WHAT NEEDS TO BE DONE
Your task is to transcribe all of the data below exactly, omitting the images.

DATA LINES
>> BEGIN

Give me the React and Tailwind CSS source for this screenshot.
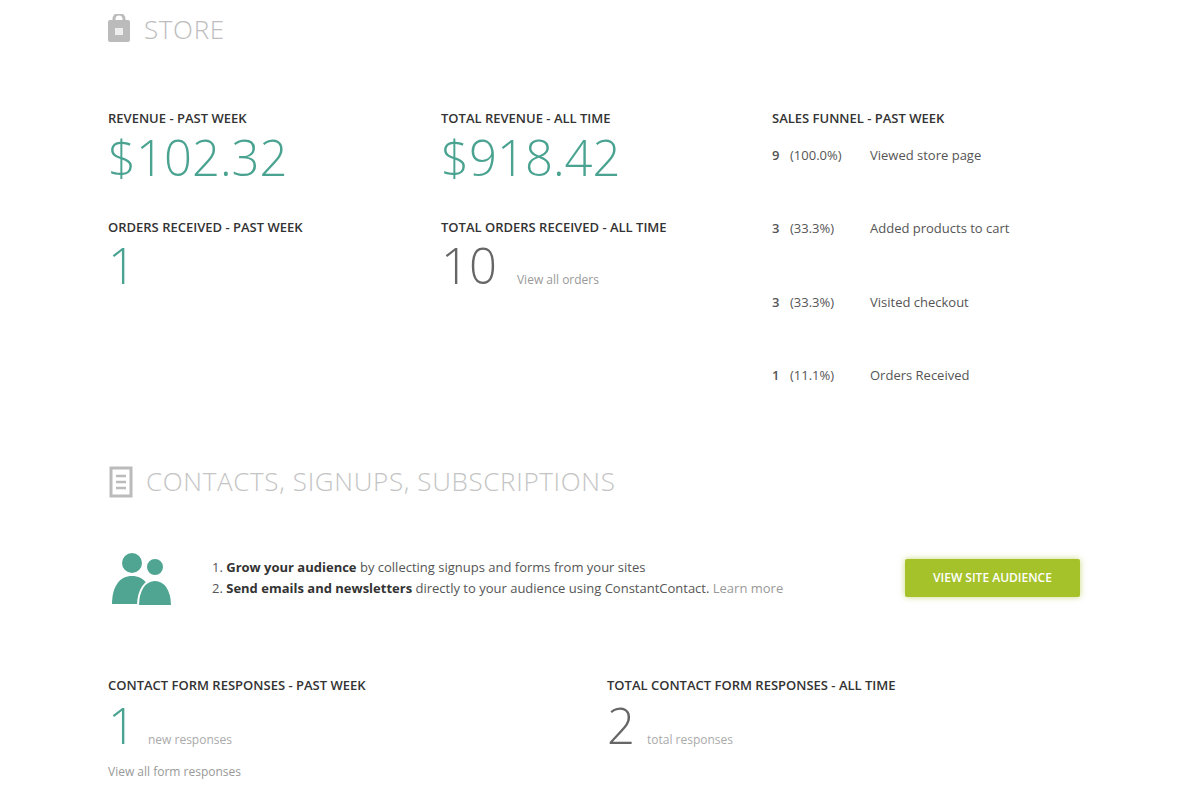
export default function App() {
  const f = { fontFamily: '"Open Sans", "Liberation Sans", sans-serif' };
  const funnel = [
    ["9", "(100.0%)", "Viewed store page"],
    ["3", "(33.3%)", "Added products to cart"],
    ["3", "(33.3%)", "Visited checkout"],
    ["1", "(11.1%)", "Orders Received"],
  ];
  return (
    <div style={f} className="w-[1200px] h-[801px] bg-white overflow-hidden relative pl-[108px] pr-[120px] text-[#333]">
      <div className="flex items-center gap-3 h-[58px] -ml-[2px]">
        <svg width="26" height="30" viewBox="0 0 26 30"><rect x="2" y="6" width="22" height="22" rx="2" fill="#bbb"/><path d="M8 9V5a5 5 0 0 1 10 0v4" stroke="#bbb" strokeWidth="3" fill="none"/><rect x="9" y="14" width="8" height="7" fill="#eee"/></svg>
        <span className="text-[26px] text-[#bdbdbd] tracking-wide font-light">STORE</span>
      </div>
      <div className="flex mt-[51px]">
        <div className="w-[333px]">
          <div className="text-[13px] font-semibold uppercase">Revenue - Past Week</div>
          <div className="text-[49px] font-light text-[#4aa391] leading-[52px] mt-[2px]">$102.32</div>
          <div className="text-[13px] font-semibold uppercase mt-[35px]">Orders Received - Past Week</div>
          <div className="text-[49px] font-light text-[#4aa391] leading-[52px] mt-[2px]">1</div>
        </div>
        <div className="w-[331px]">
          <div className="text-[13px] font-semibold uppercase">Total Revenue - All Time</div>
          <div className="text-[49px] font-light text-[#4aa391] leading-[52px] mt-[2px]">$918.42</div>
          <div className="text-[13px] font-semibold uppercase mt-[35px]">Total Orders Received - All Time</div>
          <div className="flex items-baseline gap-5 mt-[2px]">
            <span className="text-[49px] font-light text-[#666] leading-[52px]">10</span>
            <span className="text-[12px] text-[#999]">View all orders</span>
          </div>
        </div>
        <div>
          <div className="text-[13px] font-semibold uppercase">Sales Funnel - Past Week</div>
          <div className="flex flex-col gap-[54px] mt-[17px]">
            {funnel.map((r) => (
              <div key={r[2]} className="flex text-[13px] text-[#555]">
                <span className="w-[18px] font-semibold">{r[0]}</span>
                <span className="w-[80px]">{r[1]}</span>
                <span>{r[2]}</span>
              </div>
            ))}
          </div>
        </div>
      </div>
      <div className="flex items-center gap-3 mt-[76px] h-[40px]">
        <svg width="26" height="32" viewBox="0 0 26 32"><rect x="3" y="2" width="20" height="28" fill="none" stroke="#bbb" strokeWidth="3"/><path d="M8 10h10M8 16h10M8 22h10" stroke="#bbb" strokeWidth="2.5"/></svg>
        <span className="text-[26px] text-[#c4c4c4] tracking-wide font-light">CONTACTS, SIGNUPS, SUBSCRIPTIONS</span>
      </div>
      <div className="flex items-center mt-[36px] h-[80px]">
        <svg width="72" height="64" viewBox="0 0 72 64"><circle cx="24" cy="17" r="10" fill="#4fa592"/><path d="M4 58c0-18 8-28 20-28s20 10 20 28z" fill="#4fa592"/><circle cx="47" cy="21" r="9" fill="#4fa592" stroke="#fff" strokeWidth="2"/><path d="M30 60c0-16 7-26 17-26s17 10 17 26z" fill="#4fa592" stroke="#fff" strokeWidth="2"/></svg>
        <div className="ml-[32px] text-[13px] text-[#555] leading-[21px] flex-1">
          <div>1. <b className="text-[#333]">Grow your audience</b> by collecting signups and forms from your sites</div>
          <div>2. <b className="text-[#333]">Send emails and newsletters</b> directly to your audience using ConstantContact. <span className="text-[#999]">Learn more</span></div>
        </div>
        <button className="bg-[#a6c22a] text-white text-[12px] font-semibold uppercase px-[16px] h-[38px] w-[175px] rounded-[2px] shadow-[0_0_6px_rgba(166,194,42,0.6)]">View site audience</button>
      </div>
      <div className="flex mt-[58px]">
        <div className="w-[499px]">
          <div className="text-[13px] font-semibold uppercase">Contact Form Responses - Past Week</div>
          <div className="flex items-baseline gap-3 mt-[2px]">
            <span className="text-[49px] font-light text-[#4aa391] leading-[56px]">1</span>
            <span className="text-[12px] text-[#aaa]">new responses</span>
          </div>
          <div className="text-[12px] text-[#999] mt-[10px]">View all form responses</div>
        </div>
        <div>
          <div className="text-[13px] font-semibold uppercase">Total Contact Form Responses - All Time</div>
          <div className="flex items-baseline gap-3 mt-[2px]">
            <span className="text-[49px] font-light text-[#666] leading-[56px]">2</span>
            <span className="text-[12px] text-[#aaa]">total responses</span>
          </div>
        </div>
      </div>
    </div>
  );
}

>> END

SOLUTION FOR THIS EXERCISE
Give me the React and Tailwind CSS source for this screenshot.
export default function App() {
  const f = { fontFamily: '"Open Sans", "Liberation Sans", sans-serif' };
  const funnel = [
    ["9", "(100.0%)", "Viewed store page"],
    ["3", "(33.3%)", "Added products to cart"],
    ["3", "(33.3%)", "Visited checkout"],
    ["1", "(11.1%)", "Orders Received"],
  ];
  return (
    <div style={f} className="w-[1200px] h-[801px] bg-white overflow-hidden relative pl-[108px] pr-[120px] text-[#333]">
      <div className="flex items-center gap-3 h-[58px] -ml-[2px]">
        <svg width="26" height="30" viewBox="0 0 26 30"><rect x="2" y="6" width="22" height="22" rx="2" fill="#bbb"/><path d="M8 9V5a5 5 0 0 1 10 0v4" stroke="#bbb" strokeWidth="3" fill="none"/><rect x="9" y="14" width="8" height="7" fill="#eee"/></svg>
        <span className="text-[26px] text-[#bdbdbd] tracking-wide font-light">STORE</span>
      </div>
      <div className="flex mt-[51px]">
        <div className="w-[333px]">
          <div className="text-[13px] font-semibold uppercase">Revenue - Past Week</div>
          <div className="text-[49px] font-light text-[#4aa391] leading-[52px] mt-[2px]">$102.32</div>
          <div className="text-[13px] font-semibold uppercase mt-[35px]">Orders Received - Past Week</div>
          <div className="text-[49px] font-light text-[#4aa391] leading-[52px] mt-[2px]">1</div>
        </div>
        <div className="w-[331px]">
          <div className="text-[13px] font-semibold uppercase">Total Revenue - All Time</div>
          <div className="text-[49px] font-light text-[#4aa391] leading-[52px] mt-[2px]">$918.42</div>
          <div className="text-[13px] font-semibold uppercase mt-[35px]">Total Orders Received - All Time</div>
          <div className="flex items-baseline gap-5 mt-[2px]">
            <span className="text-[49px] font-light text-[#666] leading-[52px]">10</span>
            <span className="text-[12px] text-[#999]">View all orders</span>
          </div>
        </div>
        <div>
          <div className="text-[13px] font-semibold uppercase">Sales Funnel - Past Week</div>
          <div className="flex flex-col gap-[54px] mt-[17px]">
            {funnel.map((r) => (
              <div key={r[2]} className="flex text-[13px] text-[#555]">
                <span className="w-[18px] font-semibold">{r[0]}</span>
                <span className="w-[80px]">{r[1]}</span>
                <span>{r[2]}</span>
              </div>
            ))}
          </div>
        </div>
      </div>
      <div className="flex items-center gap-3 mt-[76px] h-[40px]">
        <svg width="26" height="32" viewBox="0 0 26 32"><rect x="3" y="2" width="20" height="28" fill="none" stroke="#bbb" strokeWidth="3"/><path d="M8 10h10M8 16h10M8 22h10" stroke="#bbb" strokeWidth="2.5"/></svg>
        <span className="text-[26px] text-[#c4c4c4] tracking-wide font-light">CONTACTS, SIGNUPS, SUBSCRIPTIONS</span>
      </div>
      <div className="flex items-center mt-[36px] h-[80px]">
        <svg width="72" height="64" viewBox="0 0 72 64"><circle cx="24" cy="17" r="10" fill="#4fa592"/><path d="M4 58c0-18 8-28 20-28s20 10 20 28z" fill="#4fa592"/><circle cx="47" cy="21" r="9" fill="#4fa592" stroke="#fff" strokeWidth="2"/><path d="M30 60c0-16 7-26 17-26s17 10 17 26z" fill="#4fa592" stroke="#fff" strokeWidth="2"/></svg>
        <div className="ml-[32px] text-[13px] text-[#555] leading-[21px] flex-1">
          <div>1. <b className="text-[#333]">Grow your audience</b> by collecting signups and forms from your sites</div>
          <div>2. <b className="text-[#333]">Send emails and newsletters</b> directly to your audience using ConstantContact. <span className="text-[#999]">Learn more</span></div>
        </div>
        <button className="bg-[#a6c22a] text-white text-[12px] font-semibold uppercase px-[16px] h-[38px] w-[175px] rounded-[2px] shadow-[0_0_6px_rgba(166,194,42,0.6)]">View site audience</button>
      </div>
      <div className="flex mt-[58px]">
        <div className="w-[499px]">
          <div className="text-[13px] font-semibold uppercase">Contact Form Responses - Past Week</div>
          <div className="flex items-baseline gap-3 mt-[2px]">
            <span className="text-[49px] font-light text-[#4aa391] leading-[56px]">1</span>
            <span className="text-[12px] text-[#aaa]">new responses</span>
          </div>
          <div className="text-[12px] text-[#999] mt-[10px]">View all form responses</div>
        </div>
        <div>
          <div className="text-[13px] font-semibold uppercase">Total Contact Form Responses - All Time</div>
          <div className="flex items-baseline gap-3 mt-[2px]">
            <span className="text-[49px] font-light text-[#666] leading-[56px]">2</span>
            <span className="text-[12px] text-[#aaa]">total responses</span>
          </div>
        </div>
      </div>
    </div>
  );
}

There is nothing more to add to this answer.